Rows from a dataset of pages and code
* START *

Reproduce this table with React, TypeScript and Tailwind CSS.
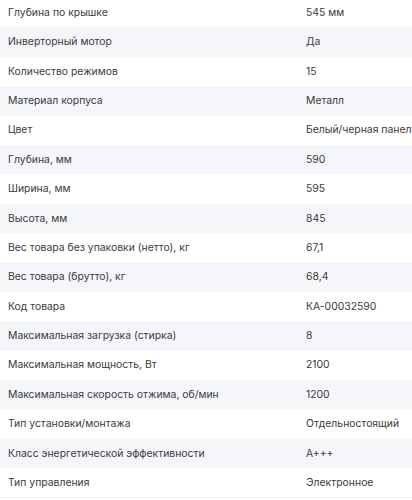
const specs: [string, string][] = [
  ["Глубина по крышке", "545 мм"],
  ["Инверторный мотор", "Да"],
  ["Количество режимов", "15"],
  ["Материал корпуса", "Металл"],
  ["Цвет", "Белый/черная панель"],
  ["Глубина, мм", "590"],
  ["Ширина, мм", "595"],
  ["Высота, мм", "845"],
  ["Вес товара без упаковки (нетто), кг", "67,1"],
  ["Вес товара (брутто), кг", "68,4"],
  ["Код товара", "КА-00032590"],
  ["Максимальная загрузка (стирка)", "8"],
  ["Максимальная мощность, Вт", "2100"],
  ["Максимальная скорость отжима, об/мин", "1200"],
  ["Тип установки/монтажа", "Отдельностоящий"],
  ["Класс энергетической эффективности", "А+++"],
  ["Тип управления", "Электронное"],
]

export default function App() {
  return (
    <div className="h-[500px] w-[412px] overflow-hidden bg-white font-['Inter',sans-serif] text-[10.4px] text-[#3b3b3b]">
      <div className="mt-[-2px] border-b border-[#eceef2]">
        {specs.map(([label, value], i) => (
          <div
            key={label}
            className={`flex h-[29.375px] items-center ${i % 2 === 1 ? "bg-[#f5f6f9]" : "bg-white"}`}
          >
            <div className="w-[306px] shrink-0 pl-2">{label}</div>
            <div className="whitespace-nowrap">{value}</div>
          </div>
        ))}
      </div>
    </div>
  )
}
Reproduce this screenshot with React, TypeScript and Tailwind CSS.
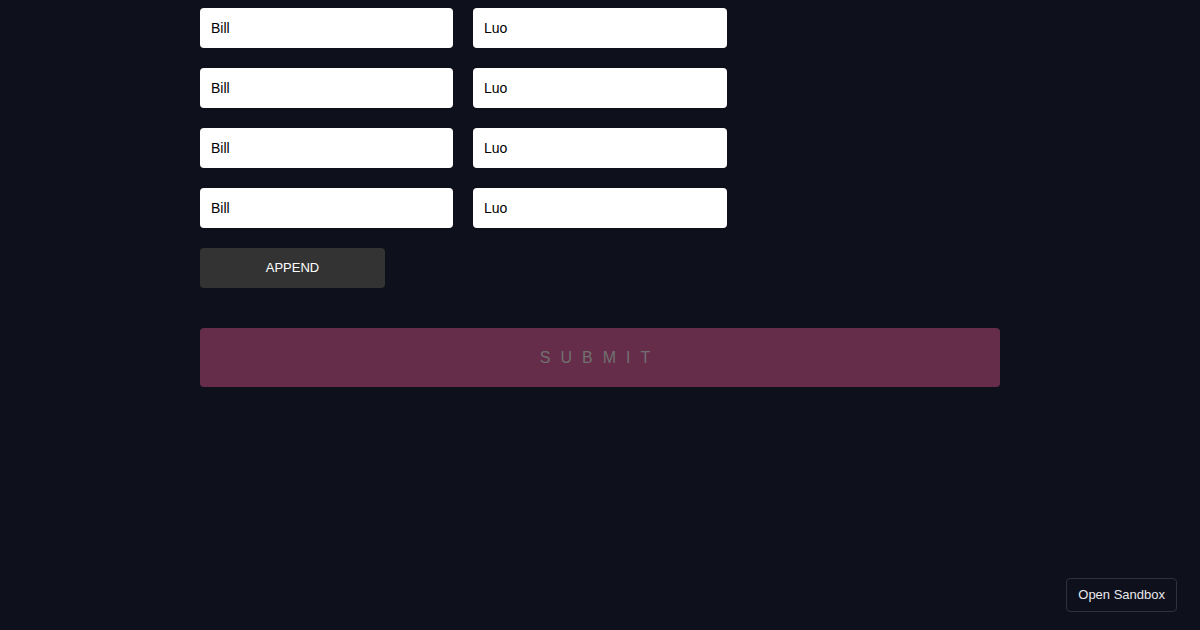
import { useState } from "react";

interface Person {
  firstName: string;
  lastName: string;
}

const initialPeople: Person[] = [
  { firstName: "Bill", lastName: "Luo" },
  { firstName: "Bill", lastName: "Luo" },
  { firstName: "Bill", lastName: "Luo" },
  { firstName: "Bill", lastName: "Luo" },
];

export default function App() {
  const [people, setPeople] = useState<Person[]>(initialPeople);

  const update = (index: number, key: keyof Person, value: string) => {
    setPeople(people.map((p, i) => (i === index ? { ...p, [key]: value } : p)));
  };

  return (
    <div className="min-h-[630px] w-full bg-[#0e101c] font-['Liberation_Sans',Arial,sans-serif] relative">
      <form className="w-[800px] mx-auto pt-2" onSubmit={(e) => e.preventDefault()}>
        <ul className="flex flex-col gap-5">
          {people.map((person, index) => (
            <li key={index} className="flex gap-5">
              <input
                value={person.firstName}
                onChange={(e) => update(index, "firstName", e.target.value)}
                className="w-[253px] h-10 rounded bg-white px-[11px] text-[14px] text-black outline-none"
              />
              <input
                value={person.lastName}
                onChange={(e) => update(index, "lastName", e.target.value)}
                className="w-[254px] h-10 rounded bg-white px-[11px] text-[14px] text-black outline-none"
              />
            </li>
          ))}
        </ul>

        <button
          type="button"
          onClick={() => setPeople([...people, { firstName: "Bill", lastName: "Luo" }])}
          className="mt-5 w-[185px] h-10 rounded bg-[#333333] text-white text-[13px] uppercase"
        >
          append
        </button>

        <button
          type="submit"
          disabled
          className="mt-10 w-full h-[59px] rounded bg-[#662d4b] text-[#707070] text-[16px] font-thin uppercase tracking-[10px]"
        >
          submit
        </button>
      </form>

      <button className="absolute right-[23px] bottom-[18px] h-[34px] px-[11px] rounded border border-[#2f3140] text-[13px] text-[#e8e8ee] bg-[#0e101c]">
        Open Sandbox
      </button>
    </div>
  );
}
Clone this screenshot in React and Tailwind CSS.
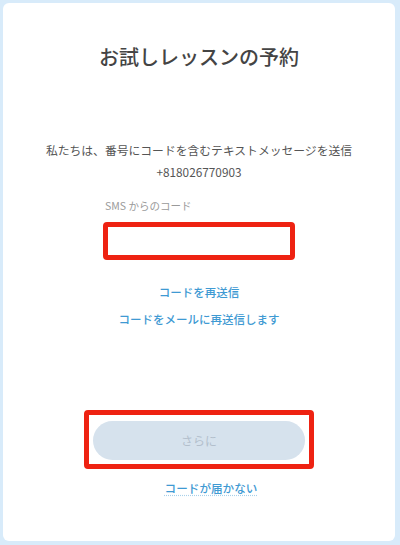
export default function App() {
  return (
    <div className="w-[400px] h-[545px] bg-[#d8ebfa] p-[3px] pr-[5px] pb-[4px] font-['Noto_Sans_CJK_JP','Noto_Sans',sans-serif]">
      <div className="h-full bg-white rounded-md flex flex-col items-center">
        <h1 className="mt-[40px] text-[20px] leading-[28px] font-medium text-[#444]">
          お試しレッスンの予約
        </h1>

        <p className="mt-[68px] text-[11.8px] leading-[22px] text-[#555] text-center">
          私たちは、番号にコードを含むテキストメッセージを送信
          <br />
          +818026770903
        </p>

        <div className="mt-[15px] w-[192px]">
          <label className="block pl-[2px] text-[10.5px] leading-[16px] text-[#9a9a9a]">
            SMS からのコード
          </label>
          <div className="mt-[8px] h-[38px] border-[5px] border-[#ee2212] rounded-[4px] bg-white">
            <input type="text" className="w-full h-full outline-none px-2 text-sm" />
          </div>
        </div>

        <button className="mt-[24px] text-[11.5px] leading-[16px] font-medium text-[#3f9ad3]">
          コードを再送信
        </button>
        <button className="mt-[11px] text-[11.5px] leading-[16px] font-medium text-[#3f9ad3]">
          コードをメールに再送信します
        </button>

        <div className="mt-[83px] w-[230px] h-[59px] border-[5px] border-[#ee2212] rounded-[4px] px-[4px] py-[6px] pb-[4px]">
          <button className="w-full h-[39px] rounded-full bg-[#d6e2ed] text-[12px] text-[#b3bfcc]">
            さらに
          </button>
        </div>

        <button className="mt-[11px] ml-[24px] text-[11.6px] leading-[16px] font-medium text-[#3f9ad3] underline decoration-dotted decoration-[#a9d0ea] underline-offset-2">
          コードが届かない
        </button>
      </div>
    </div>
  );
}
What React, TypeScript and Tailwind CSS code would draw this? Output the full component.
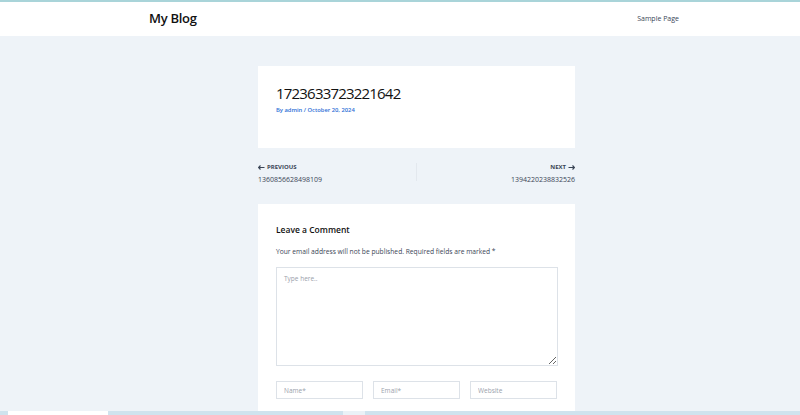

* END *

**Given request**
Leaving the pictures aside, transcribe the entire listing exactly.

**Output for this task**
Reproduce this table with React, TypeScript and Tailwind CSS.
const specs: [string, string][] = [
  ["Глубина по крышке", "545 мм"],
  ["Инверторный мотор", "Да"],
  ["Количество режимов", "15"],
  ["Материал корпуса", "Металл"],
  ["Цвет", "Белый/черная панель"],
  ["Глубина, мм", "590"],
  ["Ширина, мм", "595"],
  ["Высота, мм", "845"],
  ["Вес товара без упаковки (нетто), кг", "67,1"],
  ["Вес товара (брутто), кг", "68,4"],
  ["Код товара", "КА-00032590"],
  ["Максимальная загрузка (стирка)", "8"],
  ["Максимальная мощность, Вт", "2100"],
  ["Максимальная скорость отжима, об/мин", "1200"],
  ["Тип установки/монтажа", "Отдельностоящий"],
  ["Класс энергетической эффективности", "А+++"],
  ["Тип управления", "Электронное"],
]

export default function App() {
  return (
    <div className="h-[500px] w-[412px] overflow-hidden bg-white font-['Inter',sans-serif] text-[10.4px] text-[#3b3b3b]">
      <div className="mt-[-2px] border-b border-[#eceef2]">
        {specs.map(([label, value], i) => (
          <div
            key={label}
            className={`flex h-[29.375px] items-center ${i % 2 === 1 ? "bg-[#f5f6f9]" : "bg-white"}`}
          >
            <div className="w-[306px] shrink-0 pl-2">{label}</div>
            <div className="whitespace-nowrap">{value}</div>
          </div>
        ))}
      </div>
    </div>
  )
}
Reproduce this screenshot with React, TypeScript and Tailwind CSS.
import { useState } from "react";

interface Person {
  firstName: string;
  lastName: string;
}

const initialPeople: Person[] = [
  { firstName: "Bill", lastName: "Luo" },
  { firstName: "Bill", lastName: "Luo" },
  { firstName: "Bill", lastName: "Luo" },
  { firstName: "Bill", lastName: "Luo" },
];

export default function App() {
  const [people, setPeople] = useState<Person[]>(initialPeople);

  const update = (index: number, key: keyof Person, value: string) => {
    setPeople(people.map((p, i) => (i === index ? { ...p, [key]: value } : p)));
  };

  return (
    <div className="min-h-[630px] w-full bg-[#0e101c] font-['Liberation_Sans',Arial,sans-serif] relative">
      <form className="w-[800px] mx-auto pt-2" onSubmit={(e) => e.preventDefault()}>
        <ul className="flex flex-col gap-5">
          {people.map((person, index) => (
            <li key={index} className="flex gap-5">
              <input
                value={person.firstName}
                onChange={(e) => update(index, "firstName", e.target.value)}
                className="w-[253px] h-10 rounded bg-white px-[11px] text-[14px] text-black outline-none"
              />
              <input
                value={person.lastName}
                onChange={(e) => update(index, "lastName", e.target.value)}
                className="w-[254px] h-10 rounded bg-white px-[11px] text-[14px] text-black outline-none"
              />
            </li>
          ))}
        </ul>

        <button
          type="button"
          onClick={() => setPeople([...people, { firstName: "Bill", lastName: "Luo" }])}
          className="mt-5 w-[185px] h-10 rounded bg-[#333333] text-white text-[13px] uppercase"
        >
          append
        </button>

        <button
          type="submit"
          disabled
          className="mt-10 w-full h-[59px] rounded bg-[#662d4b] text-[#707070] text-[16px] font-thin uppercase tracking-[10px]"
        >
          submit
        </button>
      </form>

      <button className="absolute right-[23px] bottom-[18px] h-[34px] px-[11px] rounded border border-[#2f3140] text-[13px] text-[#e8e8ee] bg-[#0e101c]">
        Open Sandbox
      </button>
    </div>
  );
}
Clone this screenshot in React and Tailwind CSS.
export default function App() {
  return (
    <div className="w-[400px] h-[545px] bg-[#d8ebfa] p-[3px] pr-[5px] pb-[4px] font-['Noto_Sans_CJK_JP','Noto_Sans',sans-serif]">
      <div className="h-full bg-white rounded-md flex flex-col items-center">
        <h1 className="mt-[40px] text-[20px] leading-[28px] font-medium text-[#444]">
          お試しレッスンの予約
        </h1>

        <p className="mt-[68px] text-[11.8px] leading-[22px] text-[#555] text-center">
          私たちは、番号にコードを含むテキストメッセージを送信
          <br />
          +818026770903
        </p>

        <div className="mt-[15px] w-[192px]">
          <label className="block pl-[2px] text-[10.5px] leading-[16px] text-[#9a9a9a]">
            SMS からのコード
          </label>
          <div className="mt-[8px] h-[38px] border-[5px] border-[#ee2212] rounded-[4px] bg-white">
            <input type="text" className="w-full h-full outline-none px-2 text-sm" />
          </div>
        </div>

        <button className="mt-[24px] text-[11.5px] leading-[16px] font-medium text-[#3f9ad3]">
          コードを再送信
        </button>
        <button className="mt-[11px] text-[11.5px] leading-[16px] font-medium text-[#3f9ad3]">
          コードをメールに再送信します
        </button>

        <div className="mt-[83px] w-[230px] h-[59px] border-[5px] border-[#ee2212] rounded-[4px] px-[4px] py-[6px] pb-[4px]">
          <button className="w-full h-[39px] rounded-full bg-[#d6e2ed] text-[12px] text-[#b3bfcc]">
            さらに
          </button>
        </div>

        <button className="mt-[11px] ml-[24px] text-[11.6px] leading-[16px] font-medium text-[#3f9ad3] underline decoration-dotted decoration-[#a9d0ea] underline-offset-2">
          コードが届かない
        </button>
      </div>
    </div>
  );
}
What React, TypeScript and Tailwind CSS code would draw this? Output the full component.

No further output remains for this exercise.